Thank you for the kind words, Rick—much appreciated!
Of course, the names of anatomical structures of the brain are essentially visual puns. They are named according to what they looked like (olives, worms, tufts of wool, moss, teeth, and so forth) by guys who had few or no clues as to their functions. (I say ‘guys’ advisedly: if women were involved in that, the men took the credit.) Henry has inveighed against this entrenched nomenclature, urging that at least they should be tagged neurochemically (gabaergic, etc.). So that’s one kind of ‘perceptual categories’ getting in the way.’ But besides that, the appearance of contradiction between my statement and Bill’s is an apples-and-oranges thing, where the apples of their findings are at an extremely myopic cellular and subcellular scale compared to the brain-wide scale of the oranges, their attempts to place these findings in context and paint a bigger interpretive picture.
Neuroscience knowledge of stuff going on in the nervous system has indeed advanced enormously, but that knowledge is mostly way down in the weeds of synapses and neurochemicals within specific anatomical structures and their projections.
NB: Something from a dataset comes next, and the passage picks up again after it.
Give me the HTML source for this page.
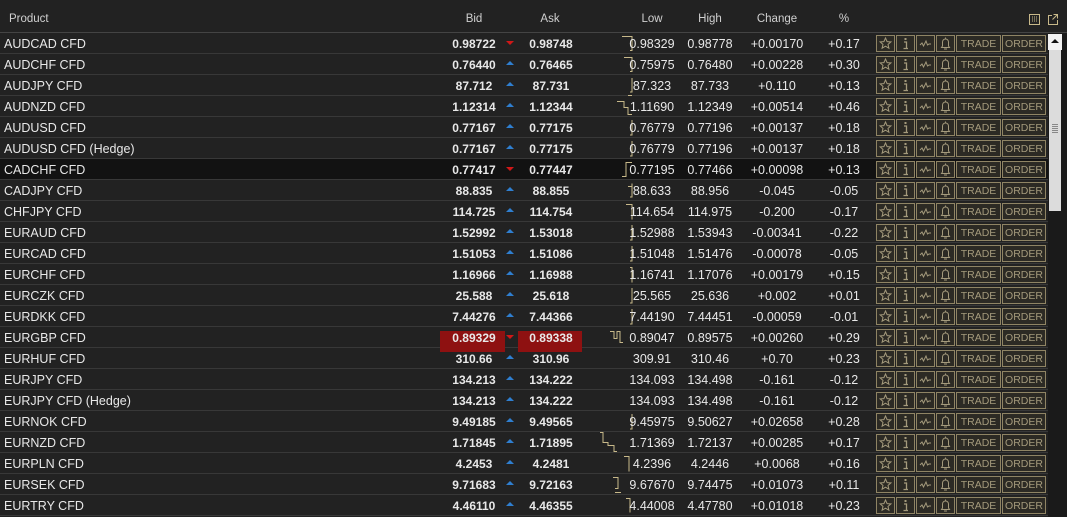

It’s when they try to integrate these findings into a more comprehensive picture that they try to fit them to theoretical concepts—not their own theoretical concepts, mind you, but rather ideas borrowed from prevalent psychological constructs (as in “the cerebellum plans movements which the motor system executes”). They recognize circuits and feedback loops, but fit them to prevailing notions in computer science and AI, such as ‘feedforward neural networks’ or an adaptive filter as e.g. proposed in
Dean, Paul, John Porrill, Carl-Fredrik Ekerot, & Henrik Jorntell (2010). The cerebellar microcircuit as an adaptive filter: experimental and computational evidence. Nat Rev Neurosci. 1.1:30-43. doi: 10.1038/nrn2756. Epub 2009 Dec 9. PMID: 19997115.
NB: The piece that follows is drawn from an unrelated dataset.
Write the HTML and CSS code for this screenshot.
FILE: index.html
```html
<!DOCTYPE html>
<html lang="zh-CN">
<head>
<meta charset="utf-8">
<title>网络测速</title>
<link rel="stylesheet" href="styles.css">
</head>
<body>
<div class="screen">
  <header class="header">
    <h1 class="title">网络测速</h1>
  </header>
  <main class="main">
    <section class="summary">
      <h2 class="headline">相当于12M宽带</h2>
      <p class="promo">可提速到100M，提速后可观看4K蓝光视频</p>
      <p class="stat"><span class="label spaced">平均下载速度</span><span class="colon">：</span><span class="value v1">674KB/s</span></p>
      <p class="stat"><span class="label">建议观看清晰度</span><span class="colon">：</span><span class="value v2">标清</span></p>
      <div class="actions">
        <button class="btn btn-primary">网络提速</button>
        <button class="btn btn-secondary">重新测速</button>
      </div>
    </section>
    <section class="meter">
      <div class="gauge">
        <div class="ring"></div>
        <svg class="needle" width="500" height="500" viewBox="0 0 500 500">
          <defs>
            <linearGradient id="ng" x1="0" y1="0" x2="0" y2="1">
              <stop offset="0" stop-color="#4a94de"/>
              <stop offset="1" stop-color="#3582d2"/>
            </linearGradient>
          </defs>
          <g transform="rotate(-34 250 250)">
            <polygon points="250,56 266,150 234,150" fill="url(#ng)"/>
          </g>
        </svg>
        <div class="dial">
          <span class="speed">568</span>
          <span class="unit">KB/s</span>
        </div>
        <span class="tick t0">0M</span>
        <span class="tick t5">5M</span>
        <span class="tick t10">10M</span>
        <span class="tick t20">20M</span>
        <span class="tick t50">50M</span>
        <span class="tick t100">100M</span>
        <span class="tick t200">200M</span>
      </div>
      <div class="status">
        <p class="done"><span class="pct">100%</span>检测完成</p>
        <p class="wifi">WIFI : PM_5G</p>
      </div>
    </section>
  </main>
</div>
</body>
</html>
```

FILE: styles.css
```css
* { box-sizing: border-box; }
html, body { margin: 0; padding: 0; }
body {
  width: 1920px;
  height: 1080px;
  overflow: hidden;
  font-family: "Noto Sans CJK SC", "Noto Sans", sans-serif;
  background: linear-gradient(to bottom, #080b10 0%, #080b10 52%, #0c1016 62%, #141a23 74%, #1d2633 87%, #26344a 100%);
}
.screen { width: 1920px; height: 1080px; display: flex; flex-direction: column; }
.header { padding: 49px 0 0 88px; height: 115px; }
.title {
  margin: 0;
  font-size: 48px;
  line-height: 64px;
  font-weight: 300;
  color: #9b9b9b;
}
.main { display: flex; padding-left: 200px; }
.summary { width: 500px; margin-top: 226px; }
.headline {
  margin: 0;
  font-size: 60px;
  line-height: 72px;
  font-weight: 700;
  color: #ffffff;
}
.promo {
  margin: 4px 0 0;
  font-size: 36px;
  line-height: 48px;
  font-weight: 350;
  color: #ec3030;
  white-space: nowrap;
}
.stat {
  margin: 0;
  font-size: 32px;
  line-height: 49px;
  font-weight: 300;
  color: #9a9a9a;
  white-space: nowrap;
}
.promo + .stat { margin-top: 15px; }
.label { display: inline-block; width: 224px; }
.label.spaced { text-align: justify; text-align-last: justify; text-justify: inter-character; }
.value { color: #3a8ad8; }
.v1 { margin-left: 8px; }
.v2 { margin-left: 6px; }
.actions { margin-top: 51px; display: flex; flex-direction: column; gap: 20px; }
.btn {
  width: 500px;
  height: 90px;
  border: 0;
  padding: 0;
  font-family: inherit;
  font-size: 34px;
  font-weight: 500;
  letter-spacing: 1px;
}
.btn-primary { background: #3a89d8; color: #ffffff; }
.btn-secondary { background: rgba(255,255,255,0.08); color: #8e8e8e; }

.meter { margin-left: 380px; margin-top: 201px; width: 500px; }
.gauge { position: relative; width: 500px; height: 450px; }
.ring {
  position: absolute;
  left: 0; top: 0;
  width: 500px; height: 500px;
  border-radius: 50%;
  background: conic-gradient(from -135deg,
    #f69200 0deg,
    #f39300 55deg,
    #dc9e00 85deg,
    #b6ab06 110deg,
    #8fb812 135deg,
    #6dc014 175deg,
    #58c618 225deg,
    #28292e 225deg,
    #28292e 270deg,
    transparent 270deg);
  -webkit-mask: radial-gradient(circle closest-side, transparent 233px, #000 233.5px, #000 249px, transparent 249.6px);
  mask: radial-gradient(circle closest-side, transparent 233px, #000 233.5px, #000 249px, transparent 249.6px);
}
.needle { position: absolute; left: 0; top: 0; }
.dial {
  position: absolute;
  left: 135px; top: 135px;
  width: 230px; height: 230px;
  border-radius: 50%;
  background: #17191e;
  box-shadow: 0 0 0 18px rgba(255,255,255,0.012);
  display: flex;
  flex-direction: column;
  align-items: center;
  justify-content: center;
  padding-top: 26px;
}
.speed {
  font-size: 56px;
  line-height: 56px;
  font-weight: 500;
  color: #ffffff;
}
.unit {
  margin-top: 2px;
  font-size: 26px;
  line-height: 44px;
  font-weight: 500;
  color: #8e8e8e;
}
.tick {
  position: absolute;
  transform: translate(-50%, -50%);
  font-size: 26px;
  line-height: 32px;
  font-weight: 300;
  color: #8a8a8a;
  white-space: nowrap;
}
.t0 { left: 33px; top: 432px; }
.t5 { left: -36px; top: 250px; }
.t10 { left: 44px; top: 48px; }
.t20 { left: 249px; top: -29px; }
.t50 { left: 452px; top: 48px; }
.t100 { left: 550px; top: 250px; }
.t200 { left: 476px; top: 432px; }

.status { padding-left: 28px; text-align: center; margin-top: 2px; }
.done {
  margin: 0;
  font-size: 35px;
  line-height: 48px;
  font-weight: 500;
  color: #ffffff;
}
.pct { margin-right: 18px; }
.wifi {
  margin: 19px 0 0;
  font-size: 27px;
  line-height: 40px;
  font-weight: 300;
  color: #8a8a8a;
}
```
It may be that the cerebellum is structured as a neural network; in that capacity maybe it could perform the functions that I propose in my conjectures—it could be responsible for many-one extraction of higher-level signals from lower, which are then further processed in the cerebellum; for reference values for signals at diverse levels; and for deployment of error signals at higher levels to reference input functions at lower levels, and it could be doing all of these things at once. There is a huge capacity of connectivity in the cerebellum. One would be unlikely to consider these possibilities without first discerning how the numerous cerebral loops at various levels all pass through the same deep cerebellar nuclei, subject to itsy bitsy picky inhibitory signals from the cerebellum, and how the cerebellum stands aside from those loops, and the motor and somatic loops as well. And one would be unlikely to see that big-picture circuit diagram without PCT. The conventional circuit diagrams that I borrowed from Wikipedia and various articles have the projections dangling at their margins, with no closed loop.
It is unsurprising and unblameworthy that Bill did not update neuroscience picture in Chapter 9 of B:CP. He had his hands very full, and his strengths were in modeling. He said this clearly many times, for example in 2003 he said " my modeling efforts focus on what kind of control process is done, which doesn’t depend on guessing which part of the brain does it." For context, here’s the source:
I have long said that higher systems may well act by varying the parameters of lower systems as well as their reference signals. An early demo of this effect was offered by Tom Bourbon at my suggestion, 10 or 15 years ago. He set up a model in which a higher-level system monitored the average absolute value of error signal in a control system, and varied the output gain in that system to achieve minimum error. Actually, he set this up as a reorganization task, so the gain variations were done through a random walk.
More recently, I proposed a model in which an auxiliary control system (whether you should consider it “higher” or not is debatable) changes the weightings in an output function in a way that emulates the convolution theorem. It worked pretty well when embedded in the Little Man model. I called this model the “artificial cerebellum,” because of some resemblances of the algorithm to processes known to happen in the cerebellum. Of cou[rse] this doesn’t mean that the amygdala could not do something similar. However, my modeling efforts focus on what kind of control process is done, which doesn’t depend on guessing which part of the brain does it.
I recently saw another instance, which I’m not finding now, in which he more sharply expressed low gain in control of the latest developments in neuroscience, though of course something in Nature or Science might catch his eye, or more often someone would post something about ‘mirror cells’, for example (which IIRC you immediately proposed probably carry reference signals, though the social implications of that have been more elusive of general agreement).